To account for the discrepancy between model and data, Drake began to investigate a possibility raised by recent theoretical research that population density and individual interdependence might affect a major component of the model—demographic stochasticity. The idea is that if organisms interact in their environments—which of course they do—then these interactions will likely affect an individual's probability of dying or reproducing, which ultimately affects species survival. Drake calls this variable density-dependent demographic stochasticity.

Drake used half of the experimental data generated from testing the effects of environmental variability on water flea survival to select his models and estimate the range of parameters that might affect extinction, and the other half to test the models' reliability.
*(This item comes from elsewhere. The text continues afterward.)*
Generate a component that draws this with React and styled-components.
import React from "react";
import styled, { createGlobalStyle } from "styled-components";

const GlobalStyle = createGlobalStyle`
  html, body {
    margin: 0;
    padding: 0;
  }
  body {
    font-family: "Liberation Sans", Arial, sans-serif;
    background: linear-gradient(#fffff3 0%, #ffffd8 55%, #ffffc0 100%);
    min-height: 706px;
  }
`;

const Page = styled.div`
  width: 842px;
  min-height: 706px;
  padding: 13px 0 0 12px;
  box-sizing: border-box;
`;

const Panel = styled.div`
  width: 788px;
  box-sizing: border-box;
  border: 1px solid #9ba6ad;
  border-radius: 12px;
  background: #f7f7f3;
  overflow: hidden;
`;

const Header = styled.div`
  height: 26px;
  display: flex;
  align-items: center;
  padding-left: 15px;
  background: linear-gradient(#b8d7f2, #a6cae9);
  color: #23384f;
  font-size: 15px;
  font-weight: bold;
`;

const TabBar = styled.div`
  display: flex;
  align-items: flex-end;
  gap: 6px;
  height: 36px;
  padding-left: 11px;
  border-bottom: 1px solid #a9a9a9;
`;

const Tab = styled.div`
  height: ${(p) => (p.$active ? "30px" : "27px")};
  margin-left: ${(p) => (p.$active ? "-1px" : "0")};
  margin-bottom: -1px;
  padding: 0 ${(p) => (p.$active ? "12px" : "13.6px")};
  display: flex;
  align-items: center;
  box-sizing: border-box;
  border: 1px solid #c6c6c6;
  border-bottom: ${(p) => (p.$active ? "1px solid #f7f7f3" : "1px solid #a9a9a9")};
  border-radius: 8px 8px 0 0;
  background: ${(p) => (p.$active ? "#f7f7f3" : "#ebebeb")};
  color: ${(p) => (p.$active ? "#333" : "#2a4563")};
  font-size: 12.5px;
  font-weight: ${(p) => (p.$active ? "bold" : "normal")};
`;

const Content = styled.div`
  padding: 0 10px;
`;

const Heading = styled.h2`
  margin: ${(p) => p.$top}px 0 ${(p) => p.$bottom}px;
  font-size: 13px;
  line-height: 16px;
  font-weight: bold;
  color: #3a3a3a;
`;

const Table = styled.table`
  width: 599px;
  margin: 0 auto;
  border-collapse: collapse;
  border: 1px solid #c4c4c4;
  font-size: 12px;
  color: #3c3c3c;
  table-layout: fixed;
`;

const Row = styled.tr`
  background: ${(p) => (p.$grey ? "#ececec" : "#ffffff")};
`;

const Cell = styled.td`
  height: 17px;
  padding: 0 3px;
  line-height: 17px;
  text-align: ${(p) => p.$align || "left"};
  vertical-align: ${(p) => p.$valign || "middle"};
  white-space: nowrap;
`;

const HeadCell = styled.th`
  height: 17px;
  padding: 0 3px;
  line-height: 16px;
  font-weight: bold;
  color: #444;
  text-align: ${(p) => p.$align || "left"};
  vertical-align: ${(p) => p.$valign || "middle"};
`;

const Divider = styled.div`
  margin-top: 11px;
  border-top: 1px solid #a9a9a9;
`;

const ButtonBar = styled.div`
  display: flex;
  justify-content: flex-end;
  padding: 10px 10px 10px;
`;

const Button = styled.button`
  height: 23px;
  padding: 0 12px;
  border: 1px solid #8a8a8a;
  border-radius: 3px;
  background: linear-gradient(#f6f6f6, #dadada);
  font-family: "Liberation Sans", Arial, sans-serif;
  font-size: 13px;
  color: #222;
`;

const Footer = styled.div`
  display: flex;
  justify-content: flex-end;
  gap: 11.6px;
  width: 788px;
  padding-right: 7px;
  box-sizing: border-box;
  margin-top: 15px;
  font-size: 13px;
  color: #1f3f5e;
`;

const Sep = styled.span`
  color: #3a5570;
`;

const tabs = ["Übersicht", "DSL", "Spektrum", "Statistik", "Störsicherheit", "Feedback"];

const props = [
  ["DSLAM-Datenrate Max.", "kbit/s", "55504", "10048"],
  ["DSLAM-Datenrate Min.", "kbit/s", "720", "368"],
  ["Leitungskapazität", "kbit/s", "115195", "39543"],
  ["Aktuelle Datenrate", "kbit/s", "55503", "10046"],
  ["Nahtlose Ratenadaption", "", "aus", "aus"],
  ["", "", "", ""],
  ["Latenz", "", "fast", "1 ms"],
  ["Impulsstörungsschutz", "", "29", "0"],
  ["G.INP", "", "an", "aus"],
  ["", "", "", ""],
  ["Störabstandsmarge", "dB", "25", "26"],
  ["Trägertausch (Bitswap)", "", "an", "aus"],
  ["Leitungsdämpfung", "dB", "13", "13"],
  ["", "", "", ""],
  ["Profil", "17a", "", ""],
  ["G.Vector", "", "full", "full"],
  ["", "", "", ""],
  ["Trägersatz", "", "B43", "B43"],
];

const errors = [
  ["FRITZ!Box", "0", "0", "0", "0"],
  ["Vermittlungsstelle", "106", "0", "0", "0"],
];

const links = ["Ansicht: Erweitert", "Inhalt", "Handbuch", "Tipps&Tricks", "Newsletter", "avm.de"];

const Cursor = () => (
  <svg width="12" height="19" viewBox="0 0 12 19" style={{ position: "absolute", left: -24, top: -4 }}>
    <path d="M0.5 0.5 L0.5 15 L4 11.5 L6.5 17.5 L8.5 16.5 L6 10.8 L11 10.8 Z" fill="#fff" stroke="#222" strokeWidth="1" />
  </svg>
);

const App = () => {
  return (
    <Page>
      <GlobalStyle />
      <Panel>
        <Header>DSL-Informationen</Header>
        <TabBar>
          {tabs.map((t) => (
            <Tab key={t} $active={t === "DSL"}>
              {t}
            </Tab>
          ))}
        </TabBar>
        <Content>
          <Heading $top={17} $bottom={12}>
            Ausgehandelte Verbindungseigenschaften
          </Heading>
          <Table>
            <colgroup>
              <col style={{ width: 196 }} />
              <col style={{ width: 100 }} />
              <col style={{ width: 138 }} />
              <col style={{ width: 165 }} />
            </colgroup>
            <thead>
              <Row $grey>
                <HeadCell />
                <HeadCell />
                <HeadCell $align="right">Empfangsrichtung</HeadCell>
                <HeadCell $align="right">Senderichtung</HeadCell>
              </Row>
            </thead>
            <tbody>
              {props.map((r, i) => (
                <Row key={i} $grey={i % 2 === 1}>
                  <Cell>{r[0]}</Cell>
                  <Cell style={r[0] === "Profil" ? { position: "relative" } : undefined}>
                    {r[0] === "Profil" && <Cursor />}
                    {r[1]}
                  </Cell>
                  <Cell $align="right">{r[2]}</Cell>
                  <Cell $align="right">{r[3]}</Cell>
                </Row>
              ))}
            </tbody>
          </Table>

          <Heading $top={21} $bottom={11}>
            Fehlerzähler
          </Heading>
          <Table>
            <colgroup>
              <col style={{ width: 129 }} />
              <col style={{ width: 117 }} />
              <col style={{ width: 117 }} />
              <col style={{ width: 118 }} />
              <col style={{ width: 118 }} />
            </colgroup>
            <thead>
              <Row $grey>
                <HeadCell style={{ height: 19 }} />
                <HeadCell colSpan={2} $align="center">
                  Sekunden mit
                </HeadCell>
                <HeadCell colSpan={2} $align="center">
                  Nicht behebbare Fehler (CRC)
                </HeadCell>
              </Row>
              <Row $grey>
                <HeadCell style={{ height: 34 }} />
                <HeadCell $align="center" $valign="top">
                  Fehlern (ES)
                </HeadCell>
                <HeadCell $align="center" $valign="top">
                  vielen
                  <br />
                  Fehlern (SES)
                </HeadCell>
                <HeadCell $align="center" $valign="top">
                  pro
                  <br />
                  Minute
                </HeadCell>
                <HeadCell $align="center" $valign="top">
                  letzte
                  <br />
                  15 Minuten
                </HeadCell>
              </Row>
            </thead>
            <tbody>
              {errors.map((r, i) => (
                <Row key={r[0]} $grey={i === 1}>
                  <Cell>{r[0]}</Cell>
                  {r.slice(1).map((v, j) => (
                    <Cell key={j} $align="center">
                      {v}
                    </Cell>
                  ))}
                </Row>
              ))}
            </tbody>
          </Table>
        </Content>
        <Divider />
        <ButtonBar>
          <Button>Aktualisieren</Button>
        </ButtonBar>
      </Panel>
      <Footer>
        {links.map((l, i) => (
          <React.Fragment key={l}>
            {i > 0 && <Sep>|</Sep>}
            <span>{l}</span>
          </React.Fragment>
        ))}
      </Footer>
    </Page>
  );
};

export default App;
From the estimated parameters, Drake wrote a computer program to simulate all the possible population outcomes and predict extinction rates. One set of simulations included a parameter for density-dependent random interactions and another did not.
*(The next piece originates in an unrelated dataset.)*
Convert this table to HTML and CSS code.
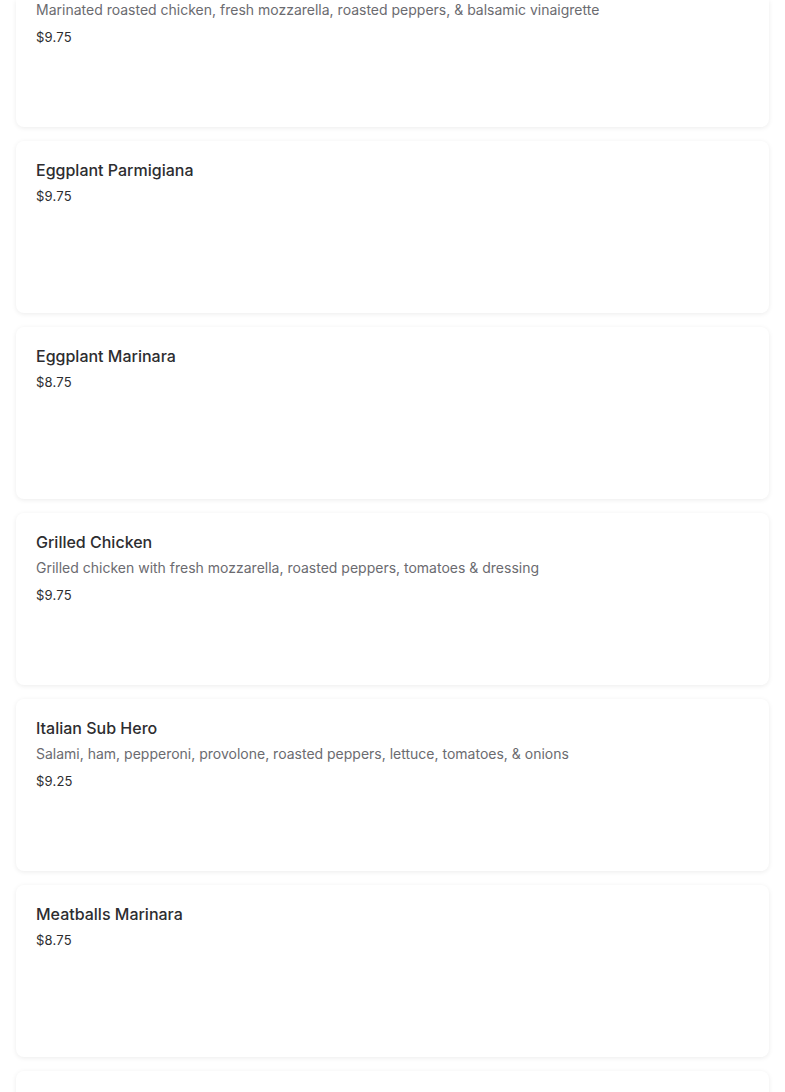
FILE: index.html
```html
<!DOCTYPE html>
<html>
<head>
<meta charset="utf-8">
<link rel="stylesheet" href="styles.css">
</head>
<body>
<div class="list">
  <div class="card">
    <div class="desc">Marinated roasted chicken, fresh mozzarella, roasted peppers, &amp; balsamic vinaigrette</div>
    <div class="price">$9.75</div>
  </div>
  <div class="card">
    <div class="title">Eggplant Parmigiana</div>
    <div class="price">$9.75</div>
  </div>
  <div class="card">
    <div class="title">Eggplant Marinara</div>
    <div class="price">$8.75</div>
  </div>
  <div class="card">
    <div class="title">Grilled Chicken</div>
    <div class="desc">Grilled chicken with fresh mozzarella, roasted peppers, tomatoes &amp; dressing</div>
    <div class="price">$9.75</div>
  </div>
  <div class="card">
    <div class="title">Italian Sub Hero</div>
    <div class="desc">Salami, ham, pepperoni, provolone, roasted peppers, lettuce, tomatoes, &amp; onions</div>
    <div class="price">$9.25</div>
  </div>
  <div class="card">
    <div class="title">Meatballs Marinara</div>
    <div class="price">$8.75</div>
  </div>
  <div class="card card-partial"></div>
</div>
</body>
</html>
```
FILE: styles.css
```css
html, body {
  margin: 0;
  padding: 0;
  background: #ffffff;
  overflow: hidden;
}
body {
  font-family: Inter, "Liberation Sans", sans-serif;
  color: #2d2d2d;
}
.list {
  display: flex;
  flex-direction: column;
  gap: 14px;
  padding: 0 16px;
}
.card {
  box-sizing: border-box;
  height: 172px;
  background: #fff;
  border-radius: 8px;
  box-shadow: 0 1px 5px rgba(0, 0, 0, 0.08);
  padding: 19px 20px;
  display: flex;
  flex-direction: column;
}
.list > .card:first-child {
  height: 127px;
  border-top-left-radius: 0;
  border-top-right-radius: 0;
  padding-top: 0;
}
.title {
  font-size: 16px;
  font-weight: 500;
  line-height: 20px;
  letter-spacing: 0;
  color: #2d2d30;
}
.desc {
  margin-top: 6px;
  font-size: 14px;
  line-height: 20px;
  letter-spacing: 0;
  color: #6b6b70;
}
.card:first-child .desc {
  margin-top: 0;
}
.price {
  margin-top: 8px;
  font-size: 13px;
  line-height: 18px;
  letter-spacing: 0.2px;
  color: #2d2d30;
}
.title + .price {
  margin-top: 7px;
}
```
When Drake analyzed all the possible outcomes, it turned out that manipulating food supply didn't have as great an effect on extinctions as predicted—possibly because individual water fleas live too long compared to the frequency of the environmental fluctuations. Only when density-dependence was included did the models match the observed extinction rates in the flea experiments. When density dependence was not included, extinction rates were greatly underestimated.
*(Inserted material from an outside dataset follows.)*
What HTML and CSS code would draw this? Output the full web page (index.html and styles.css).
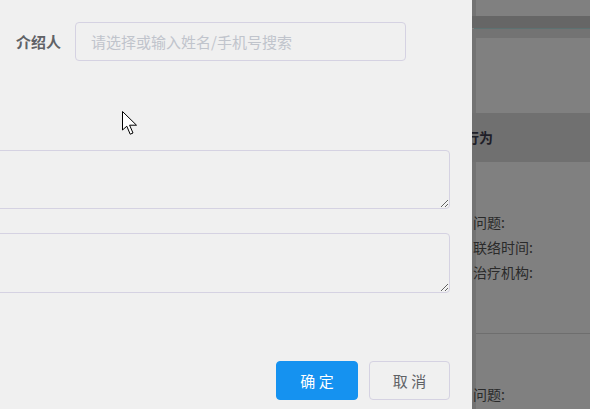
FILE: index.html
```html
<!DOCTYPE html>
<html lang="zh">
<head>
<meta charset="utf-8">
<link rel="stylesheet" href="styles.css">
</head>
<body>
<div class="page">
  <div class="under"></div>
  <div class="main">
    <div class="row r-top"><span class="edge"></span><span class="fill"></span></div>
    <div class="row r-band1"></div>
    <div class="row r-line"></div>
    <div class="row r-band2"></div>
    <div class="row r-tall"><span class="edge"></span><span class="fill"></span></div>
    <div class="row r-head"><span class="head-text">行为</span></div>
    <div class="row r-body">
      <span class="edge"></span>
      <div class="fill info">
        <div class="card">
          <div class="line">问题:</div>
          <div class="line">联络时间:</div>
          <div class="line">治疗机构:</div>
        </div>
        <div class="card card2">
          <div class="line">问题:</div>
        </div>
      </div>
    </div>
  </div>
</div>

<div class="drawer">
  <div class="form">
    <div class="item">
      <label class="label">介绍人</label>
      <input class="input" type="text" placeholder="请选择或输入姓名/手机号搜索">
    </div>
    <div class="area-row a1"><textarea class="area"></textarea></div>
    <div class="area-row a2"><textarea class="area area2"></textarea></div>
    <div class="actions">
      <button class="btn primary">确 定</button>
      <button class="btn">取 消</button>
    </div>
  </div>
</div>

<svg class="cursor" width="17" height="26" viewBox="0 0 17 26">
  <path d="M0.5 0.5 L0.5 19 L4.8 15.2 L8.2 23.2 L11 22 L7.6 14.2 L14.5 14.2 Z" fill="#fff" stroke="#000" stroke-width="1"/>
</svg>
</body>
</html>
```

FILE: styles.css
```css
* { box-sizing: border-box; }
html, body {
  margin: 0;
  padding: 0;
}
body {
  width: 590px;
  height: 409px;
  overflow: hidden;
  position: relative;
  font-family: "Noto Sans CJK SC", "Noto Sans", sans-serif;
  background: #808080;
}

/* dimmed page behind the drawer */
.page {
  display: flex;
  height: 409px;
}
.under {
  width: 472px;
  flex: none;
  background: #808080;
}
.main {
  flex: 1;
  display: flex;
  flex-direction: column;
  min-width: 0;
}
.row { display: flex; flex: none; }
.edge {
  width: 4px;
  flex: none;
  background: #737373;
}
.fill {
  flex: 1;
  background: #808080;
}
.r-top { height: 16px; }
.r-band1 { height: 12px; background: #666666; }
.r-line { height: 1px; background: #5d7272; margin-left: 2px; }
.r-band2 { height: 9px; background: #737373; }
.r-tall { height: 75px; }
.r-head {
  height: 49px;
  background: #707070;
  align-items: center;
}
.head-text {
  margin-left: -7px;
  font-size: 14px;
  font-weight: bold;
  color: #1e1e28;
  padding-bottom: 2px;
}
.r-body {
  flex: 1;
  min-height: 0;
  overflow: hidden;
}
.info {
  display: flex;
  flex-direction: column;
}
.card {
  flex: none;
  height: 172px;
  padding-top: 48px;
  border-bottom: 1px solid #6e6e6e;
}
.card2 {
  border-bottom: none;
  padding-top: 48px;
}
.line {
  font-size: 14px;
  line-height: 25px;
  height: 25px;
  color: #2a2a2a;
  white-space: nowrap;
  margin-left: -3px;
}

/* drawer */
.drawer {
  position: absolute;
  left: 0;
  top: 0;
  width: 472px;
  height: 409px;
  background: #f0f0f0;
  overflow: hidden;
}
.form {
  padding: 22px 22px 0 0;
}
.item {
  display: flex;
  align-items: center;
  padding-left: 16px;
  gap: 14px;
}
.label {
  font-size: 15px;
  font-weight: bold;
  color: #606266;
  line-height: 20px;
}
.input {
  width: 331px;
  height: 39px;
  border: 1px solid #d5d2e2;
  border-radius: 4px;
  background: #f0f0f0;
  padding: 0 15px;
  font-family: inherit;
  font-size: 15px;
  color: #606266;
  outline: none;
}
.input::placeholder { color: #c0c4cc; }
.area-row {
  margin-left: -40px;
}
.a1 { margin-top: 89px; }
.a2 { margin-top: 24px; }
.area {
  display: block;
  width: 100%;
  height: 59px;
  border: 1px solid #d5d2e2;
  border-radius: 4px;
  background: #f0f0f0;
  resize: vertical;
  outline: none;
  font-family: inherit;
}
.area2 { height: 60px; }
.actions {
  margin-top: 68px;
  display: flex;
  justify-content: flex-end;
  gap: 11px;
}
.btn {
  width: 81px;
  height: 39px;
  border: 1px solid #d5d2e2;
  border-radius: 4px;
  background: #f0f0f0;
  color: #606266;
  font-family: inherit;
  font-size: 15px;
  padding: 0;
}
.btn.primary {
  width: 82px;
  background: #1592f0;
  border-color: #1592f0;
  color: #ffffff;
}

.cursor {
  position: absolute;
  left: 122px;
  top: 111px;
}
```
Drake's results underscore the importance of bolstering extinction models with empirical validation—and of accounting for population density—to accurately evaluate risk and enhance recovery programs for at-risk populations. As threats to endangered species continue to mount, biologists will need ever more robust methods to estimate extinction risk. Unfortunately, field biologists typically can't generate the large, high-quality datasets that led to the precise predictions reported here. Conservation efforts will depend on developing methods of generating reliable predictions with the limited data available from the field.